The Israeli newspaper Haaretz quoted Israel’s Military Intelligence as saying the Annapolis summit is likely to fail and that Abbas might step down as a result because he views it as the last chance to revive the peace process.
Most Israeli analysts, Steinberg noted, believe Abbas’ future “is not dependent on Annapolis but on corruption and his leadership. He is an old man who is part of the old leadership and Annapolis does not change that. It will take years before the Palestinians are ready to deal with the core issues.
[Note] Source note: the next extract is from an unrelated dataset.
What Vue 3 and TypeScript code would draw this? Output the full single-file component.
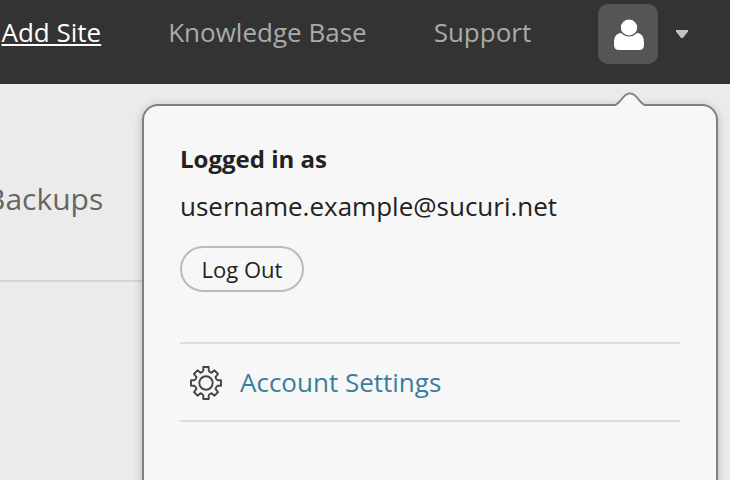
<script setup lang="ts">
const links: { label: string; active: boolean }[] = [
  { label: 'Add Site', active: true },
  { label: 'Knowledge Base', active: false },
  { label: 'Support', active: false },
]
const email = 'username.example@sucuri.net'
</script>

<template>
  <div class="page">
    <header class="topbar">
      <nav class="nav">
        <a v-for="link in links" :key="link.label" class="link" :class="{ active: link.active }">{{ link.label }}</a>
      </nav>
      <button class="avatar" aria-label="Account">
        <svg width="32" height="32" viewBox="0 0 32 32"><path d="M1 24C1 18 3 14.500 8 14Q16 19.500 24 14C29 14.500 31 18 31 24V26Q31 31 26 31H6Q1 31 1 26Z" fill="#fff" /><ellipse cx="16" cy="8.500" rx="8.800" ry="8.500" fill="#fff" stroke="#555" stroke-width="1.200" /></svg>
      </button>
      <svg class="caret" width="12" height="8" viewBox="0 0 12 8"><path d="M0 0H12V1.500L7.300 7.500Q6 8.500 4.700 7.500L0 1.500Z" fill="#c2c2c2" /></svg>
    </header>
    <div class="tabs"><span class="tab">Backups</span></div>
    <section class="menu">
      <svg class="pointer" width="34" height="15" viewBox="0 0 34 15"><path d="M1 15V13.500C6 12 8 7 12 3.500Q17-.8 22 3.500C26 7 28 12 33 13.500V15Z" fill="#f7f7f7" /><path d="M1 13.500C6 12 8 7 12 3.500Q17-.8 22 3.500C26 7 28 12 33 13.500" fill="none" stroke="#808080" stroke-width="1.800" /></svg>
      <strong class="title">Logged in as</strong>
      <span class="email">{{ email }}</span>
      <button class="logout">Log Out</button>
      <a class="settings">
        <svg width="32" height="34" viewBox="0 0 32 34" fill="none" stroke="#444" stroke-width="1.900" stroke-linejoin="round"><path d="M13.300 1H18.700V4.500Q18.700 5.600 21.500 6.800L24.500 4.300L28 8L25.500 11.200Q26.300 13.800 27.500 14.200H31V19.800H27.500Q26.300 20.200 25.500 22.800L28 26L24.500 29.700L21.500 27.200Q18.700 28.400 18.700 29.500V33H13.300V29.500Q13.300 28.400 10.500 27.200L7.500 29.700L4 26L6.500 22.800Q5.700 20.200 4.500 19.800H1V14.200H4.500Q5.700 13.800 6.500 11.200L4 8L7.500 4.300L10.500 6.800Q13.300 5.600 13.300 4.500Z" /><circle cx="16" cy="17" r="6.700" /></svg>
        <span class="label">Account Settings</span>
      </a>
    </section>
  </div>
</template>

<style>
body { margin: 0; }
</style>
<style scoped>
.page { position: relative; width: 730px; height: 480px; overflow: hidden; background: #ebebeb; font-family: "Open Sans", sans-serif; }
.topbar { display: flex; height: 84px; box-sizing: border-box; background: #333; padding-top: 4px; }
.nav { display: flex; gap: 67px; width: 598px; padding-left: 1.5px; box-sizing: border-box; flex: none; }
.link { font-size: 26px; line-height: 56px; color: #aaa; white-space: nowrap; }
.active { color: #fff; text-decoration: underline; text-decoration-thickness: 2px; text-underline-offset: 2px; text-decoration-skip-ink: none; }
.avatar { display: flex; align-items: flex-start; width: 60px; height: 60px; border: 0; padding: 15px 0 0 15px; border-radius: 10px; background: #555; }
.avatar svg { display: block; }
.caret { margin: 26px 0 0 18px; }
.tabs { width: 690px; height: 198px; box-sizing: border-box; border-bottom: 2px solid #d5d5d5; padding-top: 92px; }
.tab { display: block; margin-left: -14px; font-size: 30px; line-height: 46px; color: #666; }
.menu { position: absolute; left: 142px; top: 104px; width: 576px; height: 400px; box-sizing: border-box; border: 2px solid #808080; border-radius: 16px; background: #f7f7f7; box-shadow: 0 2px 10px rgba(0, 0, 0, .22); padding: 33px 36px; display: flex; flex-direction: column; color: #222; }
.pointer { position: absolute; left: 469px; top: -14px; }
.title { font-size: 24px; line-height: 40px; }
.email { font-size: 26px; line-height: 40px; margin-top: 7px; }
.logout { align-self: flex-start; width: 124px; height: 46px; margin-top: 20px; border: 2px solid #bbb; border-radius: 23px; background: #f7f7f7; font: 22px "Open Sans", sans-serif; color: #222; padding: 0; }
.settings { display: flex; align-items: center; height: 80px; box-sizing: border-box; margin-top: 50px; padding-left: 10px; gap: 18px; border-top: 2px solid #ddd; border-bottom: 2px solid #ddd; color: #3a7d9c; font-size: 26px; }
.settings svg { position: relative; top: 1px; left: -.4px; }
</style>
Whatever happens at Annapolis, Abbas will be a weak leader.”
Israel’s future is also clouded by a number of events, noted Alon Ben-Meir, director of the Middle East Project at the World Policy Institute in Manhattan.
“If the current government is held together, with Barak fully cooperating [as head of the Labor Party], then it is possible they can move the peace process forward,” he said. “But if the government does not hold together for any one of a number of reasons — parties decide to leave because they feel the concessions are too much or if there are new elections and [Benjamin] Netanyahu wins — negotiations with the Palestinians are going to be severely undermined or stopped altogether. … For Abbas to say he wants a solution before the end of Bush’s term is more wishful thinking than a real possibility.”
He agreed that to expect Hamas to sit by and do nothing while negotiations are underway “does not make sense to me.”
Hoenlein said he believes the way for Annapolis to succeed is if all efforts are focused on ways to help Abbas in the areas of the Palestinian economy, political reform and security reform. And for Israel, its primary concern is security, he said.